Les 136 produits recensés représentent un chiffre d'affaires de 311,3 millions d'euros. Soit un coût de 46,7 millions d'euros pour la Sécurité sociale. Le montant est symbolique comparé au déficit de l'assurance-maladie, mais la pratique étonne, alors que la Cour des Comptes vient encore de pointer le manque de cohérence du remboursement des médicaments en France.

Édifiant

Surtout, la moitié du chiffre d'affaires généré par ces produits, soit 155 millions d'euros, revient à des fabricants hexagonaux. Une proportion deux fois supérieure à leur part de marché en France (hôpital compris). Le premier de la liste, le Tanakan contre les troubles de la mémoire, a rapporté près de 70 millions d'euros à Ipsen l'an dernier. Le second est le Structum de Pierre Fabre, un traitement de l'arthrose (55 millions). Quant à Sanofi, il compte quatre produits dans la liste, dont le décontractant musculaire Myolastan, pour un total de 12 millions d'euros. « Les groupes français sont plus à même de négocier avec les autorités un report de déremboursement pour des raisons économiques », décrypte un bon connaisseur du secteur.

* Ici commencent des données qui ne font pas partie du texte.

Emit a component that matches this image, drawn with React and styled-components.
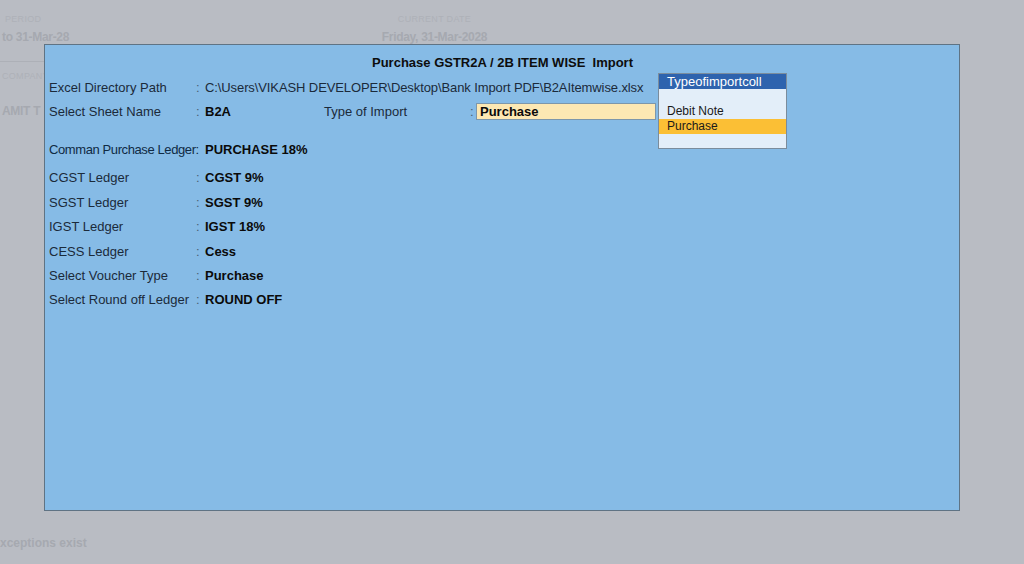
import React from "react";
import styled, { createGlobalStyle } from "styled-components";

const GlobalStyle = createGlobalStyle`
  html, body {
    margin: 0;
    padding: 0;
    background: #b9bcc3;
    font-family: "Liberation Sans", Arial, sans-serif;
  }
`;

const Screen = styled.div`
  position: relative;
  width: 1024px;
  height: 564px;
  overflow: hidden;
  background: #b9bcc3;
`;

// faint screen underneath the import window
const Header = styled.div`
  display: flex;
  padding-top: 14px;
`;
const HeadBlock = styled.div`
  width: ${(p) => p.width}px;
  padding-left: ${(p) => p.indent || 0}px;
  display: flex;
  flex-direction: column;
  align-items: ${(p) => (p.center ? "center" : "flex-start")};
`;
const Caption = styled.div`
  font-size: 9px;
  color: #aeb1b8;
  height: 12px;
  letter-spacing: 0.3px;
`;
const Faint = styled.div`
  font-size: 12px;
  font-weight: bold;
  color: #a6a9b0;
  height: 16px;
  margin-top: 4px;
  white-space: nowrap;
  letter-spacing: -0.3px;
`;
const Rule = styled.div`
  width: 44px;
  height: 1px;
  background: #adb0b7;
  margin-top: 15px;
`;
const Company = styled.div`
  padding: 9px 0 0 2px;
  display: flex;
  flex-direction: column;
  gap: 17px;
`;
const Footer = styled.div`
  position: absolute;
  left: 0;
  bottom: 14px;
  font-size: 12px;
  font-weight: bold;
  color: #a6a9b0;
`;

// import window
const Panel = styled.div`
  position: absolute;
  left: 44px;
  top: 44px;
  width: 916px;
  height: 467px;
  background: #86bbe6;
  border: 1px solid #5f7384;
  box-sizing: border-box;
  padding: 10px 0 0 4px;
  color: #1b2a3a;
  font-size: 13px;
`;
const Title = styled.div`
  text-align: center;
  font-weight: bold;
  color: #0d0d0d;
  height: 16px;
  line-height: 16px;
  margin-bottom: 4px;
  padding-right: 3px;
`;
const Row = styled.div`
  display: flex;
  align-items: center;
  height: ${(p) => p.h || 24.4}px;
  margin-top: ${(p) => p.gap || 0}px;
  white-space: nowrap;
`;
const Label = styled.div`
  width: ${(p) => p.width || 147}px;
  letter-spacing: ${(p) => p.tight || 0}px;
`;
const Colon = styled.div`
  width: 9px;
  color: #4b6176;
`;
const Value = styled.div`
  width: ${(p) => (p.width ? p.width + "px" : "auto")};
  font-weight: ${(p) => (p.plain ? "normal" : "bold")};
  color: ${(p) => (p.plain ? "#1b2a3a" : "#0a0a0a")};
  letter-spacing: ${(p) => (p.plain ? "-0.1px" : "0")};
`;
const Input = styled.div`
  width: 175px;
  height: 15px;
  line-height: 15px;
  background: #fde8b3;
  border: 1px solid #7d97ab;
  padding-left: 3px;
  font-weight: bold;
  color: #0a0a0a;
  margin-left: -3px;
`;

// list popup
const Popup = styled.div`
  position: absolute;
  left: 658px;
  top: 73px;
  width: 129px;
  height: 76px;
  box-sizing: border-box;
  background: #e3eef9;
  border: 1px solid #7b8c9c;
  font-size: 12px;
  color: #1a1a1a;
`;
const PopupHead = styled.div`
  background: #2e63ae;
  color: #ffffff;
  height: 15px;
  line-height: 15px;
  padding-left: 8px;
  font-size: 13px;
`;
const Item = styled.div`
  height: 15px;
  line-height: 15px;
  padding-left: 8px;
  background: ${(p) => (p.active ? "#fbbf35" : "transparent")};
`;

const ledgers = [
  ["CGST Ledger", "CGST 9%"],
  ["SGST Ledger", "SGST 9%"],
  ["IGST Ledger", "IGST 18%"],
  ["CESS Ledger", "Cess"],
  ["Select Voucher Type", "Purchase"],
  ["Select Round off Ledger", "ROUND OFF"],
];

export default function App() {
  return (
    <Screen>
      <GlobalStyle />
      <Header>
        <HeadBlock width={382} indent={5}>
          <Caption>PERIOD</Caption>
          <Faint style={{ marginLeft: -3 }}>to 31-Mar-28</Faint>
        </HeadBlock>
        <HeadBlock width={95} center>
          <Caption>CURRENT DATE</Caption>
          <Faint>Friday, 31-Mar-2028</Faint>
        </HeadBlock>
      </Header>
      <Rule />
      <Company>
        <Caption>COMPANY NAME</Caption>
        <Faint>AMIT T</Faint>
      </Company>
      <Footer>xceptions exist</Footer>

      <Panel>
        <Title>Purchase GSTR2A / 2B ITEM WISE&nbsp; Import</Title>
        <Row>
          <Label>Excel Directory Path</Label>
          <Colon>:</Colon>
          <Value plain>
            C:\Users\VIKASH DEVELOPER\Desktop\Bank Import PDF\B2AItemwise.xlsx
          </Value>
        </Row>
        <Row>
          <Label>Select Sheet Name</Label>
          <Colon>:</Colon>
          <Value width={119}>B2A</Value>
          <Label width={146}>Type of Import</Label>
          <Colon>:</Colon>
          <Input>Purchase</Input>
        </Row>
        <Row gap={14}>
          <Label width={156} tight={-0.4} style={{ color: "#0f2a44" }}>
            Comman Purchase Ledger:
          </Label>
          <Value>PURCHASE 18%</Value>
        </Row>
        <Row gap={3.6}>
          <Label>{ledgers[0][0]}</Label>
          <Colon>:</Colon>
          <Value>{ledgers[0][1]}</Value>
        </Row>
        {ledgers.slice(1).map(([label, value]) => (
          <Row key={label}>
            <Label>{label}</Label>
            <Colon>:</Colon>
            <Value>{value}</Value>
          </Row>
        ))}
      </Panel>

      <Popup>
        <PopupHead>Typeofimportcoll</PopupHead>
        <Item />
        <Item>Debit Note</Item>
        <Item active>Purchase</Item>
      </Popup>
    </Screen>
  );
}
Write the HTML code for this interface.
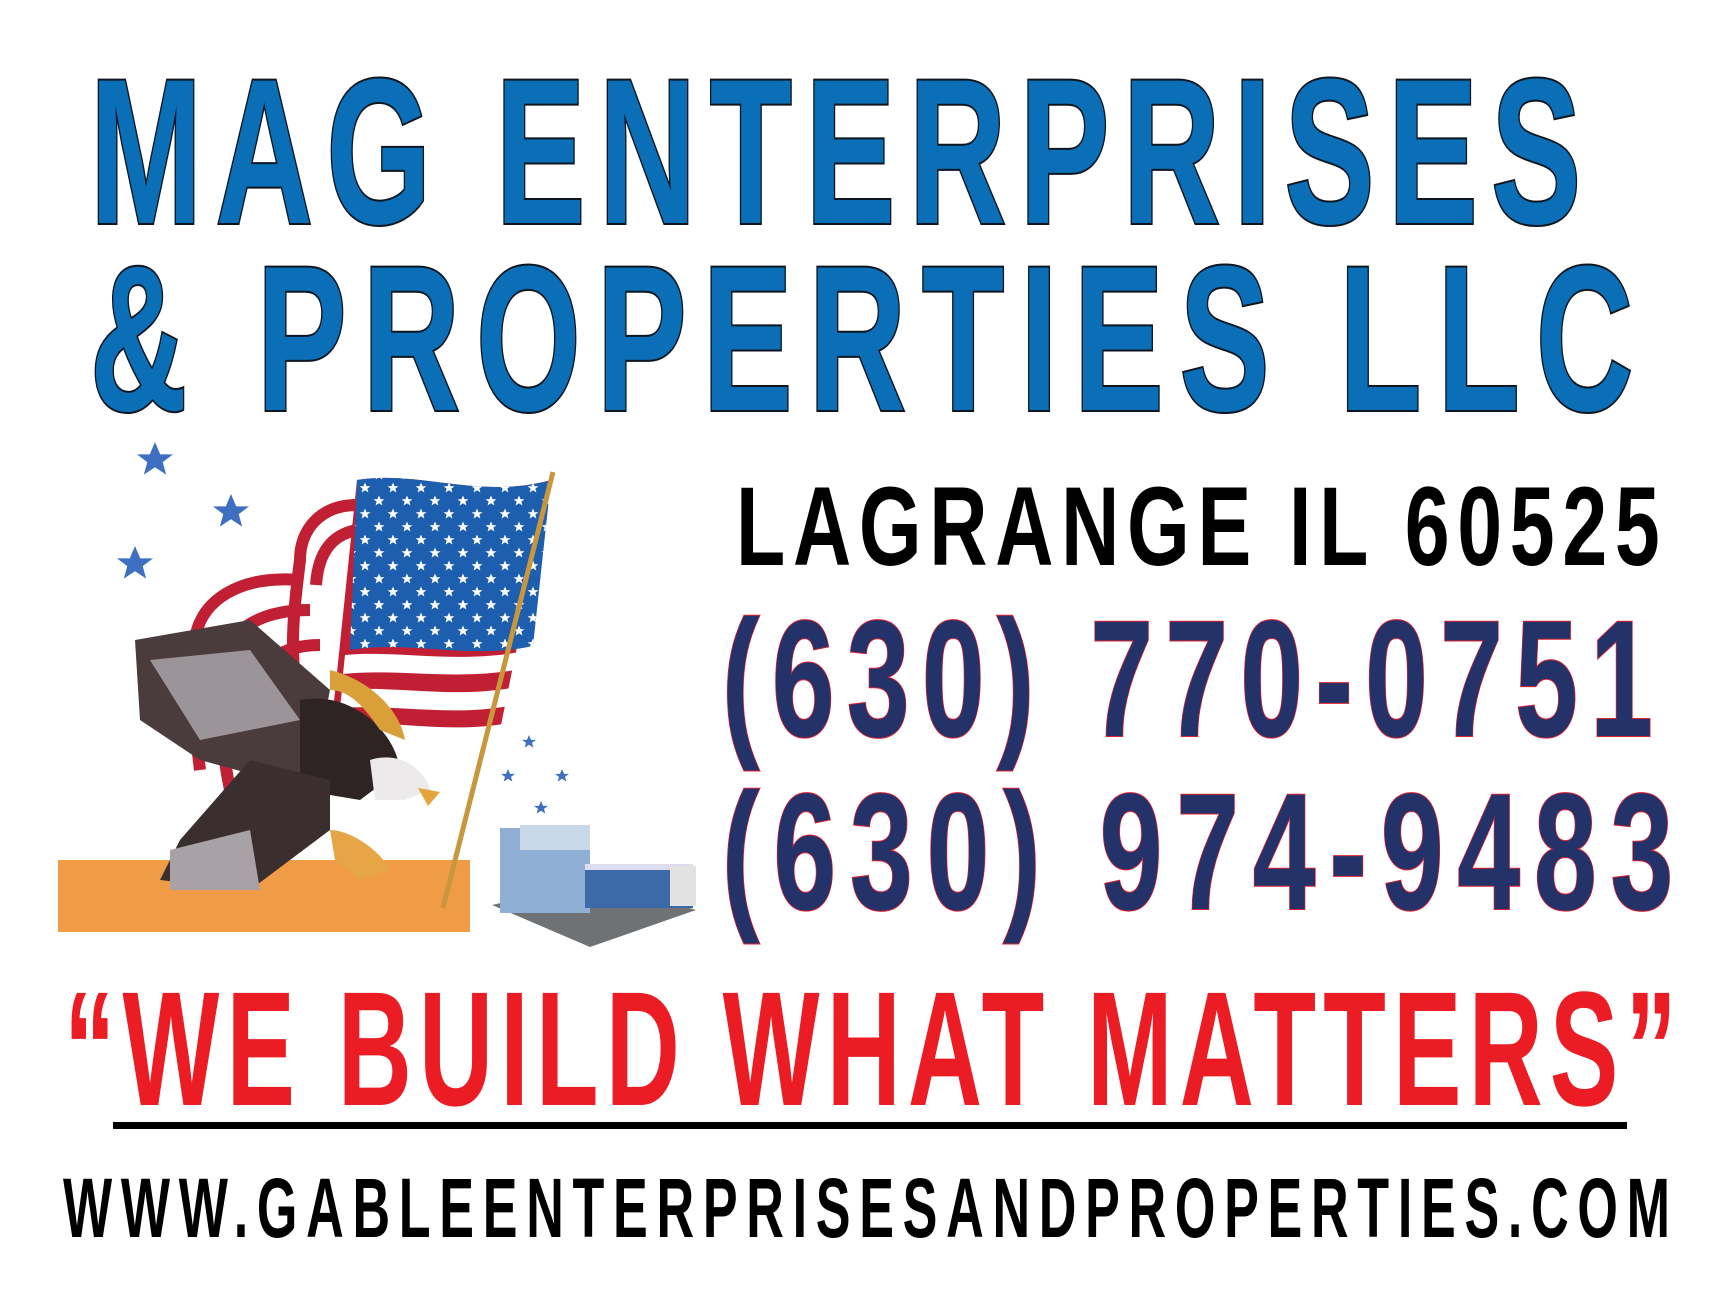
<!DOCTYPE html>
<html><head><meta charset="utf-8"><style>
html,body{margin:0;padding:0;background:#fff;width:1728px;height:1296px;overflow:hidden}
svg{display:block}
text{font-family:"Liberation Sans Narrow","Liberation Sans",sans-serif;font-weight:bold}
</style></head><body>
<svg width="1728" height="1296" viewBox="0 0 1728 1296" xmlns="http://www.w3.org/2000/svg">
<defs>
<path id="st" d="M0,-10 L2.9,-3.1 10,-3.1 4.3,1.2 6.2,8.1 0,4 -6.2,8.1 -4.3,1.2 -10,-3.1 -2.9,-3.1Z"/>
<pattern id="stars" x="357" y="480" width="28" height="26" patternUnits="userSpaceOnUse">
<use href="#st" transform="translate(8,8) scale(0.55)" fill="#fff"/>
<use href="#st" transform="translate(22,21) scale(0.55)" fill="#fff"/>
</pattern>
</defs>
<g stroke="#0d1620" stroke-width="4" paint-order="stroke" fill="#0a6fb7">
<text transform="translate(90,223) scale(0.65,1)" font-size="207" textLength="2294" lengthAdjust="spacing">MAG ENTERPRISES</text>
<text transform="translate(90,410) scale(0.65,1)" font-size="207" textLength="2374" lengthAdjust="spacing">&amp; PROPERTIES LLC</text>
</g>
<text transform="translate(736,565) scale(0.72,1)" font-size="112" textLength="1283" lengthAdjust="spacing" fill="#000">LAGRANGE IL 60525</text>
<g fill="#233268" stroke="#e02030" stroke-width="2" paint-order="stroke">
<text transform="translate(722,736) scale(0.68,1)" font-size="166" textLength="1369" lengthAdjust="spacing">(630) 770-0751</text>
<text transform="translate(722,909) scale(0.68,1)" font-size="166" textLength="1399" lengthAdjust="spacing">(630) 974-9483</text>
</g>
<text transform="translate(64,1105) scale(0.63,1)" font-size="163" textLength="2560" lengthAdjust="spacing" fill="#ec1c24">“WE BUILD WHAT MATTERS”</text>
<rect x="113" y="1122" width="1514" height="7" fill="#000"/>
<text transform="translate(63,1237) scale(0.62,1)" font-size="84" textLength="2592" lengthAdjust="spacing" fill="#000">WWW.GABLEENTERPRISESANDPROPERTIES.COM</text>

<g fill="#3f6fc0">
<use href="#st" transform="translate(155,460) scale(1.8)"/>
<use href="#st" transform="translate(231,512) scale(1.8)"/>
<use href="#st" transform="translate(135,564) scale(1.8)"/>
<use href="#st" transform="translate(529,742) scale(0.7)"/>
<use href="#st" transform="translate(508,776) scale(0.7)"/>
<use href="#st" transform="translate(562,776) scale(0.7)"/>
<use href="#st" transform="translate(541,808) scale(0.7)"/>
</g>
<rect x="58" y="860" width="412" height="72" fill="#f09b45"/>
<g fill="none" stroke="#c11f33" stroke-width="12">
<path d="M357,505 C320,505 300,530 300,560 C295,600 290,640 295,680"/>
<path d="M357,530 C330,535 318,555 316,585"/>
<path d="M300,580 C240,575 200,600 195,640 C190,690 195,730 200,770"/>
<path d="M310,610 C260,610 225,630 222,670 C218,710 222,750 230,790"/>
<path d="M320,645 C275,645 250,670 248,710 C246,750 255,790 262,830"/>
</g>
<path d="M357,480 C420,470 480,500 551,480 L500,730 C440,740 380,720 330,740 Z" fill="#c11f33"/>
<g fill="#fff">
<path d="M345,655 C400,650 460,665 530,650 L526,668 C460,682 400,668 343,674Z"/>
<path d="M342,690 C400,685 455,700 522,686 L518,704 C455,718 400,704 340,708Z"/>
<path d="M338,724 C400,720 450,735 514,722 L510,738 C450,752 400,740 336,742Z"/>
</g>
<path d="M357,480 C420,470 480,500 551,480 L533,646 C470,660 410,640 350,650 Z" fill="#1d5eae"/>
<path d="M357,480 C420,470 480,500 551,480 L533,646 C470,660 410,640 350,650 Z" fill="url(#stars)"/>
<line x1="553" y1="472" x2="443" y2="908" stroke="#c8963c" stroke-width="5"/>
<g>
<path d="M135,640 L250,620 L330,690 L310,790 L200,760 L140,720 Z" fill="#4a3c3c"/>
<path d="M150,660 L250,650 L300,720 L200,740 Z" fill="#9b9498"/>
<path d="M300,700 C350,690 395,730 400,770 L360,800 L300,790 Z" fill="#2f2424"/>
<path d="M330,670 C370,680 400,710 405,740 L380,730 C360,700 345,690 330,690Z" fill="#d9a03a"/>
<path d="M370,760 C400,750 425,770 430,790 L405,800 L375,800 Z" fill="#eceaea"/>
<path d="M418,788 L440,792 L428,806 Z" fill="#e4a43a"/>
<path d="M250,760 L330,780 L330,830 L250,890 L160,880 L180,840 Z" fill="#3a2e2e"/>
<path d="M170,850 L250,830 L260,890 L170,890 Z" fill="#a8a2a6"/>
<path d="M330,830 C350,830 380,850 390,870 L360,880 L335,860Z" fill="#e7a646"/>
</g>
<g>
<path d="M492,905 L590,947 L696,910 L600,880 Z" fill="#6f7274"/>
<rect x="500" y="828" width="90" height="85" fill="#8fb0d4"/>
<rect x="520" y="825" width="70" height="25" fill="#c9d8e8"/>
<rect x="585" y="868" width="108" height="40" fill="#3c6aa8"/>
<rect x="585" y="864" width="108" height="6" fill="#dde"/>
<rect x="670" y="866" width="26" height="40" fill="#e2e2e2"/>
</g>
</svg>
</body></html>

En janvier dernier, Xavier Bertrand avait pourtant dressé une liste de 126 produits (un peu moins que notre étude) dont le déremboursement devait être imminent. Neuf mois plus tard, « on ne peut pas en dire plus sur le calendrier », indique le Ministère. Pourquoi de tels blocages ? Le cas du Tanakan d'Ipsen est édifiant. Le médicament a obtenu un SMR insuffisant à quatre reprises depuis 2001, mais reste remboursé. Interrogé, Ipsen indique que « Tanakan est en cours de réévaluation de son SMR à la Commission », car le labo veut le faire homologuer pour une autre maladie, Alzheimer. « Pourquoi un médicament resterait-il remboursé pour une pathologie au seul prétexte qu'il peut servir pour une autre ? » s'interroge un expert. De son côté, Sanofi indique avoir été averti début août d'un « projet de déremboursement » pour deux de ses médicaments, le Sermion et le Torental, contre les troubles cognitifs. Le Myolastan, en revanche, « a vu son SMR insuffisant confirmé en avril, mais nous n'avons pas reçu de nouvelles du Ministère » indique le groupe. « Les laboratoires ont toujours « joué la montre » pour maintenir leurs produits au remboursement. Mais qu'ils y parviennent encore après le scandale Mediator, voilà qui est étonnant », conclut l'étude.